After all - a new trip - from Cairo to Capetown

Finally, a big trip again and sand between the toes.  Travelling again in old busses and lame trains. The trains are sometimes so slow, that it seems you could just walk next to them without being considerably slower....
Sphinx, Giza, Cairo, Egypt
Finally, once more in Egypt - 14 years between my first visit and my current one. Things have changed quite a bit. Once again having Kushari (a mixture of lenses, noodles, chickpeas and tomato sauce).  A look at the pyramids of Giza for sure and annoying camel drivers on the whole site.  And for sure, the fact that the local people point out the obvious.  Look, there are the pyramids.  And for this breaking news, some fellows expect a big tip?
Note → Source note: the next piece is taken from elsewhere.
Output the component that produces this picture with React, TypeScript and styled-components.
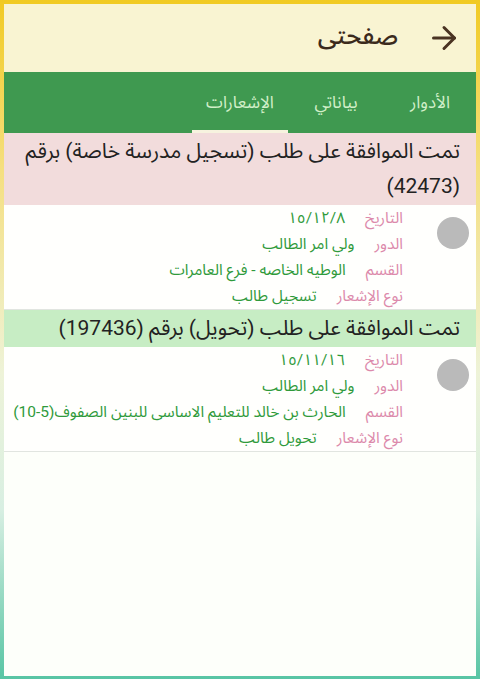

Welcome to Egypt, to the country of Baksheesh...
But it is simply great. In the beginning I was still in doubt with my Hostel in Cairo for the whooping price of 9 US (including breakfast), but this hostel turned out as a very pleasant and clean surprise. 
Islamic Cairo, Egypt

The visa for the Sudan was done within 2 days. I enjoyed the days in Cairo as a tourist. Well, as far as you can enjoy a city with 25 million inhabitants.  Coptic Cairo, Islamic Cairo, the big pyramids, but also the bent pyramid and the step pyramid.  And then of course the gigantic Egyptian museum!
There is so a lot to see in Cairo, it would not be a problem to spend one or two weeks here without being bored.